Peço à Moderação que aja contra este tipo de postagem, estúpida e sem sentido.


----------



## jcr.meta

azulc said:


> Claro, obvio, o Brasil é o melhor pais do mundo para fazer um doutorado, e melhor do que a Espanha, com diferença, é por isso que o Brasil está na frente em desenvolvimento, ciência, tecnologia, letras e, o melhor, em igualdade e justiça social.



Colega azulc, eu também acho que não é legal fazer esses comentários aqui. Estamos unidos por uma questão profissional específica, e não por temas políticos. Por respeito a todos, é necessário seguir as regras grupais. Falo isso numa boa, não se ofenda.


----------



## azulc

WhoSoyEu said:


> Peço à Moderação que aja contra este tipo de postagem, estúpida e sem sentido.
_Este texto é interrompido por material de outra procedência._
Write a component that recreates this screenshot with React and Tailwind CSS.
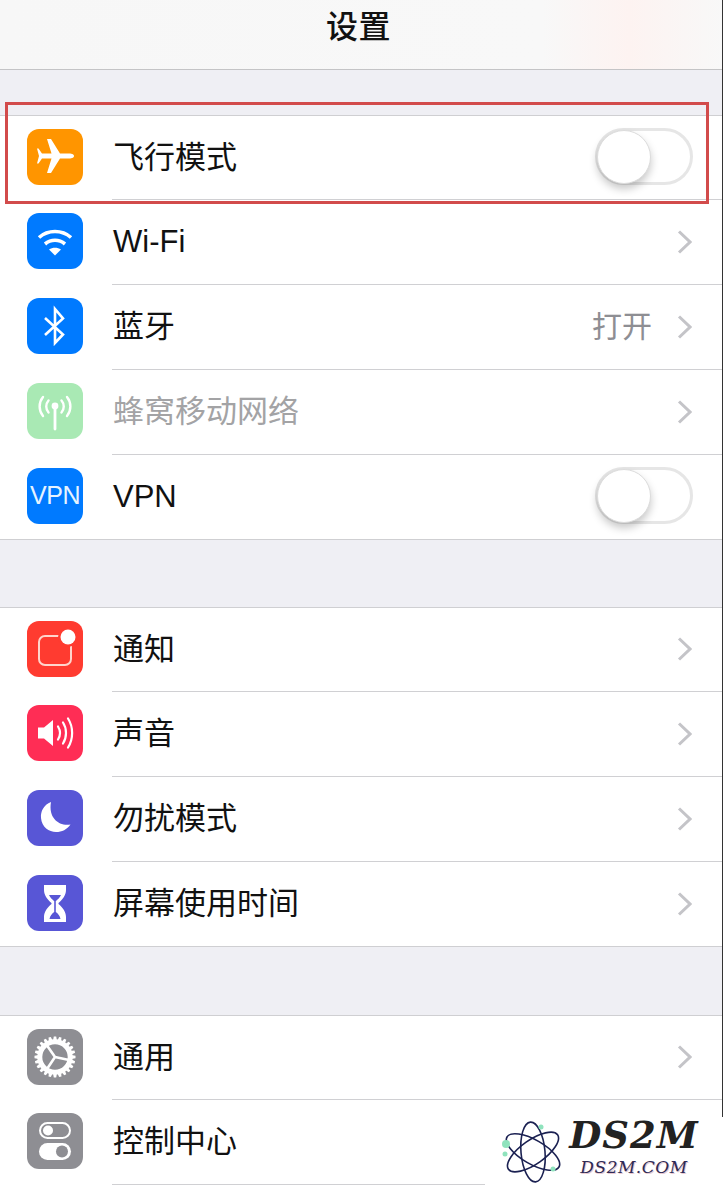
import React from 'react';

const PlaneIcon = () => (
  <svg viewBox="0 0 56 56" className="w-full h-full">
    <path fill="#fff" d="M47 27C47 25 44 24.5 41 24.5L33 24.5 24 10 20 10 24.5 24.5 15 24.5 11.5 19.5 10 19.5 12 27 10 34.5 11.5 34.5 15 29.5 24.5 29.5 20 44 24 44 33 29.5 41 29.5C44 29.5 47 29 47 27Z" />
  </svg>
);

const WifiIcon = () => (
  <svg viewBox="0 0 56 56" className="w-full h-full" fill="none" stroke="#fff" strokeWidth="3.6">
    <path d="M12 24.5C21 16.5 35 16.5 44 24.5" />
    <path d="M18 31C24 26 32 26 38 31" />
    <path fill="#fff" stroke="none" d="M22 36.5C25.5 34 30.5 34 34 36.5L28 42.5Z" />
  </svg>
);

const BluetoothIcon = () => (
  <svg viewBox="0 0 56 56" className="w-full h-full" fill="none" stroke="#fff" strokeWidth="2.6">
    <path d="M18 20L36 36.5 28 45V11L36 20.5 18 37" />
  </svg>
);

const CellularIcon = () => (
  <svg viewBox="0 0 56 56" className="w-full h-full" fill="none" stroke="#fff" strokeWidth="2.4" strokeLinecap="round">
    <circle cx="28" cy="23" r="3.4" fill="#fff" stroke="none" />
    <path d="M28 25V46" strokeWidth="2.8" />
    <path d="M21.5 17.5C18.5 21 18.5 26 21.5 29.5" />
    <path d="M34.5 17.5C37.5 21 37.5 26 34.5 29.5" />
    <path d="M16 14C11.5 19.5 11.5 27.5 16 33" />
    <path d="M40 14C44.5 19.5 44.5 27.5 40 33" />
  </svg>
);

const BellIcon = () => (
  <svg viewBox="0 0 56 56" className="w-full h-full" fill="none">
    <rect x="12" y="15" width="32" height="29" rx="6" stroke="#ffd5cc" strokeWidth="2" />
    <circle cx="41" cy="16" r="10" fill="#ff3b30" />
    <circle cx="41" cy="16" r="7.5" fill="#fff" />
  </svg>
);

const SoundIcon = () => (
  <svg viewBox="0 0 56 56" className="w-full h-full" fill="none" stroke="#fff" strokeWidth="2.2" strokeLinecap="round">
    <path fill="#fff" stroke="none" d="M11 22.5H17L26 15V41L17 33.5H11Z" />
    <path d="M31 21.5C33.5 25.5 33.5 30.5 31 34.5" />
    <path d="M36 17.5C40 23.5 40 32.5 36 38.5" />
    <path d="M41 13.5C46.5 22 46.5 34 41 42.5" />
  </svg>
);

const MoonIcon = () => (
  <svg viewBox="0 0 56 56" className="w-full h-full">
    <path fill="#fff" d="M24 12C16.5 15 13.5 21.5 14 28C14.8 37 22 42 29 42C35 42 40 39.5 43.5 34.5C33 36.5 21 29 24 12Z" />
  </svg>
);

const HourglassIcon = () => (
  <svg viewBox="0 0 56 56" className="w-full h-full">
    <path fill="#fff" d="M17 10H39V15C39 20.5 35.5 24.5 31.5 28V29C35.5 32.5 39 36.5 39 42V47H17V42C17 36.5 20.5 32.5 24.5 29V28C20.5 24.5 17 20.5 17 15Z" />
    <path fill="#5856d6" d="M22 20H34C33 22.5 30.5 24.5 29 26H27C25.5 24.5 23 22.5 22 20Z" />
    <path fill="#5856d6" d="M27.2 26H28.8V37C31 38.5 33 41 33.5 44H22.5C23 41 25 38.5 27.2 37Z" />
  </svg>
);

const teeth = Array.from({ length: 24 }, (_, i) => i * 15);

const GearIcon = () => (
  <svg viewBox="0 0 56 56" className="w-full h-full" fill="none" stroke="#fff">
    {teeth.map(a => (
      <path key={a} d="M25.8 13L26.8 7.5H29.2L30.2 13Z" fill="#fff" stroke="none" transform={`rotate(${a} 28 28)`} />
    ))}
    <circle cx="28" cy="28" r="15.2" strokeWidth="5" />
    <path d="M28 28L20 16.5M28 28L42 31M28 28L20 40" strokeWidth="2.6" />
  </svg>
);

const ControlsIcon = () => (
  <svg viewBox="0 0 56 56" className="w-full h-full" fill="none">
    <rect x="13" y="10" width="30" height="15" rx="7.5" stroke="#fff" strokeWidth="2" />
    <circle cx="21" cy="17.5" r="5" fill="#fff" />
    <rect x="12" y="30" width="32" height="17" rx="8.5" fill="#fff" />
    <circle cx="35" cy="38.5" r="6" fill="#8e8e93" />
  </svg>
);

const Chevron = () => (
  <svg viewBox="0 0 15 24" className="w-[15px] h-[24px] mb-px" fill="none" stroke="#c4c4c8" strokeWidth="3">
    <path d="M2 1.5L13 12 2 22.5" />
  </svg>
);

const Toggle = () => (
  <div className="relative w-[98px] h-[57px] mr-[-1px] mb-[3px] rounded-full border-[3px] border-[#e6e6e6] bg-white">
    <div className="absolute left-[-1px] top-0 w-[54px] h-[54px] -mt-px rounded-full bg-white border border-[#dcdcdc] shadow-[0_5px_8px_rgba(0,0,0,0.22)]" />
  </div>
);

const Row = ({ icon, bg, label, value, toggle, dim, last, first }) => (
  <div className={`flex items-center pl-[27px] ${first || last ? 'h-[84px]' : 'h-[85px]'}`}>
    <div className={`w-[56px] h-[56px] shrink-0 rounded-[12px] overflow-hidden flex items-center justify-center ${bg} ${last ? 'mb-[2px]' : 'mb-[3px]'}`}>
      {icon}
    </div>
    <div className={`ml-[29px] flex-1 h-full flex items-center justify-between pr-[31px] ${last ? '' : 'border-b border-[#d0d0d3]'}`}>
      <span className={`ml-px text-[31px] leading-none mb-px ${dim ? 'text-[#a3a3a5]' : 'text-[#111]'}`}>{label}</span>
      {toggle ? (
        <Toggle />
      ) : (
        <div className="flex items-center gap-[25px]">
          {value && <span className="text-[30px] leading-none mb-px text-[#8e8e93]">{value}</span>}
          <Chevron />
        </div>
      )}
    </div>
  </div>
);

const Group = ({ children, className }) => (
  <div className={`bg-white border-y border-[#cfcfd2] ${className}`}>{children}</div>
);

export default function App() {
  return (
    <div
      className="relative w-[723px] h-[1185px] overflow-hidden bg-[#efeff4]"
      style={{ fontFamily: '"Liberation Sans", "Noto Sans CJK SC", sans-serif' }}
    >
      <div className="h-[70px] flex items-center justify-center bg-[linear-gradient(90deg,#f7f7f7_0%,#f8f8f8_75%,#fdf3f1_87%,#f8f8f8_100%)] border-b border-[#c4c4c6]">
        <h1 className="text-[32px] tracking-[0.5px] leading-none font-medium text-[#111] mb-[16px] mr-[6px]">设置</h1>
      </div>

      <Group className="mt-[45px]">
        <Row first bg="bg-[#ff9500]" icon={<PlaneIcon />} label="飞行模式" toggle />
        <Row bg="bg-[#007aff]" icon={<WifiIcon />} label="Wi-Fi" />
        <Row bg="bg-[#007aff]" icon={<BluetoothIcon />} label="蓝牙" value="打开" />
        <Row bg="bg-[#a9e9b4]" icon={<CellularIcon />} label="蜂窝移动网络" dim />
        <Row last bg="bg-[#007aff]" icon={<span className="text-[25px] text-[#e6f3ff] tracking-[-0.5px]">VPN</span>} label="VPN" toggle />
      </Group>

      <Group className="mt-[67px]">
        <Row first bg="bg-[#ff3b30]" icon={<BellIcon />} label="通知" />
        <Row bg="bg-[#ff2d55]" icon={<SoundIcon />} label="声音" />
        <Row bg="bg-[#5856d6]" icon={<MoonIcon />} label="勿扰模式" />
        <Row last bg="bg-[#5856d6]" icon={<HourglassIcon />} label="屏幕使用时间" />
      </Group>

      <Group className="mt-[68px]">
        <Row first bg="bg-[#8e8e93]" icon={<GearIcon />} label="通用" />
        <Row bg="bg-[#8e8e93]" icon={<ControlsIcon />} label="控制中心" />
      </Group>

      {/* red highlight over the first row */}
      <div className="absolute left-[5px] top-[102px] w-[704px] h-[102px] border-[3px] border-[#d24b4b]" />

      {/* right edge line of the source image */}
      <div className="absolute right-0 top-0 w-px h-[1117px] bg-[#333]" />

      {/* watermark */}
      <div className="absolute right-0 bottom-0 w-[238px] h-[68px] bg-white flex items-start">
        <svg viewBox="0 0 70 66" className="w-[70px] h-[66px] ml-[14px] mt-px shrink-0" fill="none">
          <g stroke="#1b2152" strokeWidth="1.6">
            <ellipse cx="34" cy="34" rx="30" ry="12" transform="rotate(30 34 34)" />
            <ellipse cx="34" cy="34" rx="30" ry="12" transform="rotate(-35 34 34)" />
            <ellipse cx="34" cy="34" rx="30" ry="12" transform="rotate(85 34 34)" />
          </g>
          <circle cx="7" cy="26" r="4" fill="#8fe3bd" />
          <circle cx="6" cy="36" r="2.5" fill="#8fe3bd" />
          <circle cx="42" cy="9" r="2.5" fill="#8fe3bd" />
          <circle cx="54" cy="51" r="2.5" fill="#8fe3bd" />
        </svg>
        <div className="ml-[-8px] w-[146px] flex flex-col items-center" style={{ fontFamily: '"DejaVu Serif", serif' }}>
          <span className="text-[37px] leading-[36px] font-bold italic text-[#222] tracking-[1px]">DS2M</span>
          <span className="text-[17px] leading-[18px] mt-[5px] italic text-[#2f2a55] tracking-[0.5px] [text-shadow:1px_1px_0_#e8c8d0]">DS2M.COM</span>
        </div>
      </div>
    </div>
  );
}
Engraçado, às valorações num sentido são aceitas, no sentido contrário são consideradas "estúpidas", palavra muito adequada, pelo que estou vendo, neste contexto. 
.


----------



## WhoSoyEu

Mantenho a minha opinião, e de "engraçado" o seu post não tem nada.


----------



## azulc

Não deveria ter agido também contra às críticas e valorações subjectivas de Vf2000, contra os seus comentários xenofóbicos e ofensivos?
Abandono o fio já que só aceita um ponto de vista e mostra um tom agressivo.


----------



## WhoSoyEu

Leio português bastante bem, e só vi ofensas do teu lado. Quem demonstrou xenofobia, insultando o Brasil e os brasileiros, foi você. E chega de papo contigo!


----------